------ PROVIDED MATERIAL
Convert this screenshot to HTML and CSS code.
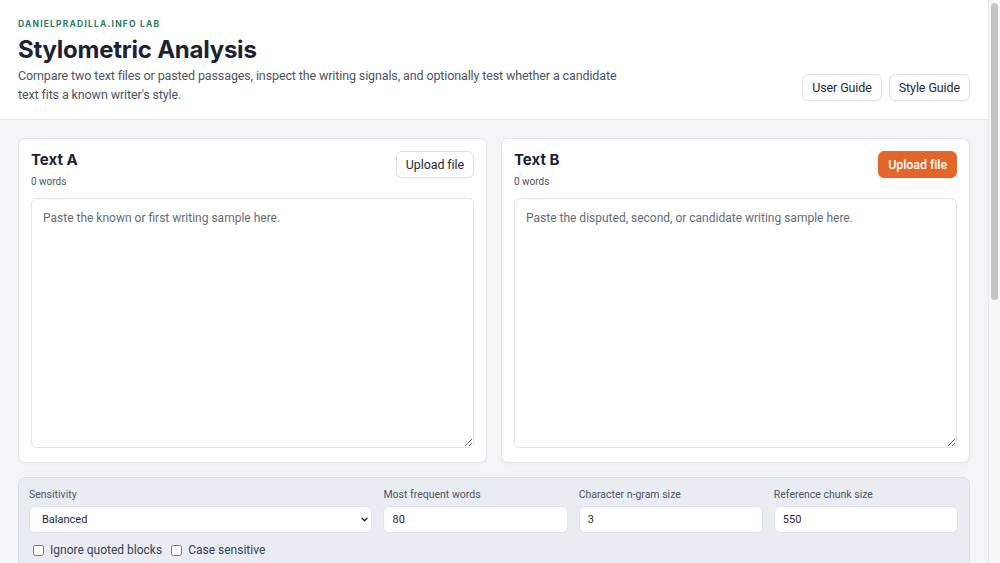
FILE: index.html
```html
<!DOCTYPE html>
<html lang="en">
<head>
<meta charset="utf-8">
<title>Stylometric Analysis</title>
<link rel="stylesheet" href="styles.css">
</head>
<body>
<div class="page">
<header class="top">
  <div class="intro">
    <div class="eyebrow">DANIELPRADILLA.INFO LAB</div>
    <h1 class="title">Stylometric Analysis</h1>
    <p class="lede">Compare two text files or pasted passages, inspect the writing signals, and optionally test whether a candidate text fits a known writer's style.</p>
  </div>
  <nav class="guides">
    <button class="btn">User Guide</button>
    <button class="btn">Style Guide</button>
  </nav>
</header>
<main class="main">
  <section class="texts">
    <div class="card">
      <div class="card-head">
        <div>
          <h2 class="card-title">Text A</h2>
          <div class="count">0 words</div>
        </div>
        <button class="btn">Upload file</button>
      </div>
      <textarea class="sample" placeholder="Paste the known or first writing sample here."></textarea>
    </div>
    <div class="card">
      <div class="card-head">
        <div>
          <h2 class="card-title">Text B</h2>
          <div class="count">0 words</div>
        </div>
        <button class="btn btn-primary">Upload file</button>
      </div>
      <textarea class="sample" placeholder="Paste the disputed, second, or candidate writing sample here."></textarea>
    </div>
  </section>
  <section class="settings">
    <div class="fields">
      <label class="field">
        <span class="label">Sensitivity</span>
        <select class="control select">
          <option>Balanced</option>
          <option>Strict</option>
          <option>Lenient</option>
        </select>
      </label>
      <label class="field">
        <span class="label">Most frequent words</span>
        <input class="control" type="text" value="80">
      </label>
      <label class="field">
        <span class="label">Character n-gram size</span>
        <input class="control" type="text" value="3">
      </label>
      <label class="field">
        <span class="label">Reference chunk size</span>
        <input class="control" type="text" value="550">
      </label>
    </div>
    <div class="checks">
      <label class="check"><input type="checkbox"> Ignore quoted blocks</label>
      <label class="check"><input type="checkbox"> Case sensitive</label>
    </div>
  </section>
</main>
</div>
<div class="scrollbar"><div class="thumb"></div></div>
</body>
</html>
```
FILE: styles.css
```css
html {
  background: #f4f5f7;
}
body {
  margin: 0;
  padding-right: 12px;
  font-family: Roboto, "Liberation Sans", Arial, sans-serif;
  color: #1c2434;
  background: #f4f5f7;
}
.scrollbar {
  position: fixed;
  top: 0;
  right: 0;
  width: 12px;
  height: 100%;
  background: #f8f8f8;
  border-left: 1px solid #e8e8e8;
  box-sizing: border-box;
}
.thumb {
  position: absolute;
  top: 3px;
  left: 2px;
  width: 7px;
  height: 297px;
  border-radius: 4px;
  background: #c4c4c4;
}
.top {
  background: #ffffff;
  border-bottom: 1px solid #e3e6ea;
  display: flex;
  justify-content: space-between;
  align-items: flex-end;
  padding: 18px 18px 15px 18px;
}
.intro {
  max-width: 610px;
}
.eyebrow {
  font-family: Inter, "Liberation Sans", sans-serif;
  font-size: 8.5px;
  font-weight: 700;
  letter-spacing: 0.14em;
  color: #2c7a60;
  line-height: 12px;
}
.title {
  margin: 4px 0 0;
  font-family: Inter, "Liberation Sans", sans-serif;
  font-size: 24px;
  font-weight: 700;
  line-height: 32px;
  letter-spacing: -0.01em;
  color: #1a2234;
}
.lede {
  margin: 0;
  font-size: 12.5px;
  letter-spacing: -0.12px;
  line-height: 19px;
  color: #4b5563;
}
.guides {
  display: flex;
  gap: 7px;
  padding-bottom: 3px;
}
.btn {
  font-family: inherit;
  font-size: 12.5px;
  letter-spacing: -0.1px;
  color: #1f2937;
  background: #ffffff;
  border: 1px solid #dde1e6;
  border-radius: 6px;
  height: 27px;
  padding: 0 9px;
  box-shadow: 0 1px 1px rgba(0,0,0,0.03);
}
.btn-primary {
  background: #e2662a;
  border-color: #e2662a;
  color: #ffffff;
  font-weight: 500;
}
.main {
  padding: 18px;
}
.texts {
  display: grid;
  grid-template-columns: 1fr 1fr;
  gap: 14px;
}
.card {
  background: #ffffff;
  border: 1px solid #e3e6ea;
  border-radius: 7px;
  padding: 12px 12px 14px;
  box-shadow: 0 1px 3px rgba(15, 23, 42, 0.04);
}
.card-head {
  display: flex;
  justify-content: space-between;
  align-items: flex-start;
}
.card-title {
  margin: 0;
  font-family: Inter, "Liberation Sans", sans-serif;
  font-size: 15px;
  font-weight: 700;
  line-height: 18px;
  color: #1a2234;
}
.count {
  margin: 6px 0 0;
  font-size: 10px;
  line-height: 14px;
  color: #4b5563;
}
.sample {
  display: block;
  box-sizing: border-box;
  width: 100%;
  height: 250px;
  margin-top: 9px;
  border: 1px solid #e0e3e8;
  border-radius: 6px;
  padding: 12px 11px;
  font-family: inherit;
  font-size: 12px;
  color: #1f2937;
  resize: vertical;
}
.sample::placeholder {
  color: #666c75;
}
.settings {
  margin-top: 14px;
  background: #e9edf3;
  border: 1px solid #d8dee7;
  border-radius: 7px;
  padding: 10px 11px 14px 10px;
}
.fields {
  display: grid;
  grid-template-columns: 345fr 185fr 185fr 185fr;
  gap: 11px;
}
.field {
  display: flex;
  flex-direction: column;
  gap: 4px;
}
.label {
  font-size: 10.5px;
  line-height: 14px;
  color: #4b5563;
}
.control {
  box-sizing: border-box;
  height: 27px;
  border: 1px solid #e0e4ea;
  border-radius: 6px;
  background: #ffffff;
  font-family: inherit;
  font-size: 11px;
  color: #1f2937;
  padding: 0 8px;
}
.select {
  appearance: none;
  -webkit-appearance: none;
  padding: 0 12px;
  background: #ffffff url("data:image/svg+xml;utf8,<svg xmlns='http://www.w3.org/2000/svg' width='7' height='5' viewBox='0 0 7 5'><path d='M1 1.2l2.5 2.5 2.5-2.5' fill='none' stroke='%23222' stroke-width='1.4' stroke-linecap='round' stroke-linejoin='round'/></svg>") no-repeat right 3px center;
}
.checks {
  display: flex;
  gap: 5px;
  margin-top: 10px;
}
.check {
  display: flex;
  align-items: center;
  gap: 4px;
  font-size: 12px;
  color: #374151;
}
.check input {
  margin: 0 2px 0 4px;
  width: 11px;
  height: 11px;
}
```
------------
STATED GOAL:
Write the listing out a second time exactly, dropping all images.

TASK RESPONSE:
Convert this screenshot to HTML and CSS code.
FILE: index.html
```html
<!DOCTYPE html>
<html lang="en">
<head>
<meta charset="utf-8">
<title>Stylometric Analysis</title>
<link rel="stylesheet" href="styles.css">
</head>
<body>
<div class="page">
<header class="top">
  <div class="intro">
    <div class="eyebrow">DANIELPRADILLA.INFO LAB</div>
    <h1 class="title">Stylometric Analysis</h1>
    <p class="lede">Compare two text files or pasted passages, inspect the writing signals, and optionally test whether a candidate text fits a known writer's style.</p>
  </div>
  <nav class="guides">
    <button class="btn">User Guide</button>
    <button class="btn">Style Guide</button>
  </nav>
</header>
<main class="main">
  <section class="texts">
    <div class="card">
      <div class="card-head">
        <div>
          <h2 class="card-title">Text A</h2>
          <div class="count">0 words</div>
        </div>
        <button class="btn">Upload file</button>
      </div>
      <textarea class="sample" placeholder="Paste the known or first writing sample here."></textarea>
    </div>
    <div class="card">
      <div class="card-head">
        <div>
          <h2 class="card-title">Text B</h2>
          <div class="count">0 words</div>
        </div>
        <button class="btn btn-primary">Upload file</button>
      </div>
      <textarea class="sample" placeholder="Paste the disputed, second, or candidate writing sample here."></textarea>
    </div>
  </section>
  <section class="settings">
    <div class="fields">
      <label class="field">
        <span class="label">Sensitivity</span>
        <select class="control select">
          <option>Balanced</option>
          <option>Strict</option>
          <option>Lenient</option>
        </select>
      </label>
      <label class="field">
        <span class="label">Most frequent words</span>
        <input class="control" type="text" value="80">
      </label>
      <label class="field">
        <span class="label">Character n-gram size</span>
        <input class="control" type="text" value="3">
      </label>
      <label class="field">
        <span class="label">Reference chunk size</span>
        <input class="control" type="text" value="550">
      </label>
    </div>
    <div class="checks">
      <label class="check"><input type="checkbox"> Ignore quoted blocks</label>
      <label class="check"><input type="checkbox"> Case sensitive</label>
    </div>
  </section>
</main>
</div>
<div class="scrollbar"><div class="thumb"></div></div>
</body>
</html>
```
FILE: styles.css
```css
html {
  background: #f4f5f7;
}
body {
  margin: 0;
  padding-right: 12px;
  font-family: Roboto, "Liberation Sans", Arial, sans-serif;
  color: #1c2434;
  background: #f4f5f7;
}
.scrollbar {
  position: fixed;
  top: 0;
  right: 0;
  width: 12px;
  height: 100%;
  background: #f8f8f8;
  border-left: 1px solid #e8e8e8;
  box-sizing: border-box;
}
.thumb {
  position: absolute;
  top: 3px;
  left: 2px;
  width: 7px;
  height: 297px;
  border-radius: 4px;
  background: #c4c4c4;
}
.top {
  background: #ffffff;
  border-bottom: 1px solid #e3e6ea;
  display: flex;
  justify-content: space-between;
  align-items: flex-end;
  padding: 18px 18px 15px 18px;
}
.intro {
  max-width: 610px;
}
.eyebrow {
  font-family: Inter, "Liberation Sans", sans-serif;
  font-size: 8.5px;
  font-weight: 700;
  letter-spacing: 0.14em;
  color: #2c7a60;
  line-height: 12px;
}
.title {
  margin: 4px 0 0;
  font-family: Inter, "Liberation Sans", sans-serif;
  font-size: 24px;
  font-weight: 700;
  line-height: 32px;
  letter-spacing: -0.01em;
  color: #1a2234;
}
.lede {
  margin: 0;
  font-size: 12.5px;
  letter-spacing: -0.12px;
  line-height: 19px;
  color: #4b5563;
}
.guides {
  display: flex;
  gap: 7px;
  padding-bottom: 3px;
}
.btn {
  font-family: inherit;
  font-size: 12.5px;
  letter-spacing: -0.1px;
  color: #1f2937;
  background: #ffffff;
  border: 1px solid #dde1e6;
  border-radius: 6px;
  height: 27px;
  padding: 0 9px;
  box-shadow: 0 1px 1px rgba(0,0,0,0.03);
}
.btn-primary {
  background: #e2662a;
  border-color: #e2662a;
  color: #ffffff;
  font-weight: 500;
}
.main {
  padding: 18px;
}
.texts {
  display: grid;
  grid-template-columns: 1fr 1fr;
  gap: 14px;
}
.card {
  background: #ffffff;
  border: 1px solid #e3e6ea;
  border-radius: 7px;
  padding: 12px 12px 14px;
  box-shadow: 0 1px 3px rgba(15, 23, 42, 0.04);
}
.card-head {
  display: flex;
  justify-content: space-between;
  align-items: flex-start;
}
.card-title {
  margin: 0;
  font-family: Inter, "Liberation Sans", sans-serif;
  font-size: 15px;
  font-weight: 700;
  line-height: 18px;
  color: #1a2234;
}
.count {
  margin: 6px 0 0;
  font-size: 10px;
  line-height: 14px;
  color: #4b5563;
}
.sample {
  display: block;
  box-sizing: border-box;
  width: 100%;
  height: 250px;
  margin-top: 9px;
  border: 1px solid #e0e3e8;
  border-radius: 6px;
  padding: 12px 11px;
  font-family: inherit;
  font-size: 12px;
  color: #1f2937;
  resize: vertical;
}
.sample::placeholder {
  color: #666c75;
}
.settings {
  margin-top: 14px;
  background: #e9edf3;
  border: 1px solid #d8dee7;
  border-radius: 7px;
  padding: 10px 11px 14px 10px;
}
.fields {
  display: grid;
  grid-template-columns: 345fr 185fr 185fr 185fr;
  gap: 11px;
}
.field {
  display: flex;
  flex-direction: column;
  gap: 4px;
}
.label {
  font-size: 10.5px;
  line-height: 14px;
  color: #4b5563;
}
.control {
  box-sizing: border-box;
  height: 27px;
  border: 1px solid #e0e4ea;
  border-radius: 6px;
  background: #ffffff;
  font-family: inherit;
  font-size: 11px;
  color: #1f2937;
  padding: 0 8px;
}
.select {
  appearance: none;
  -webkit-appearance: none;
  padding: 0 12px;
  background: #ffffff url("data:image/svg+xml;utf8,<svg xmlns='http://www.w3.org/2000/svg' width='7' height='5' viewBox='0 0 7 5'><path d='M1 1.2l2.5 2.5 2.5-2.5' fill='none' stroke='%23222' stroke-width='1.4' stroke-linecap='round' stroke-linejoin='round'/></svg>") no-repeat right 3px center;
}
.checks {
  display: flex;
  gap: 5px;
  margin-top: 10px;
}
.check {
  display: flex;
  align-items: center;
  gap: 4px;
  font-size: 12px;
  color: #374151;
}
.check input {
  margin: 0 2px 0 4px;
  width: 11px;
  height: 11px;
}
```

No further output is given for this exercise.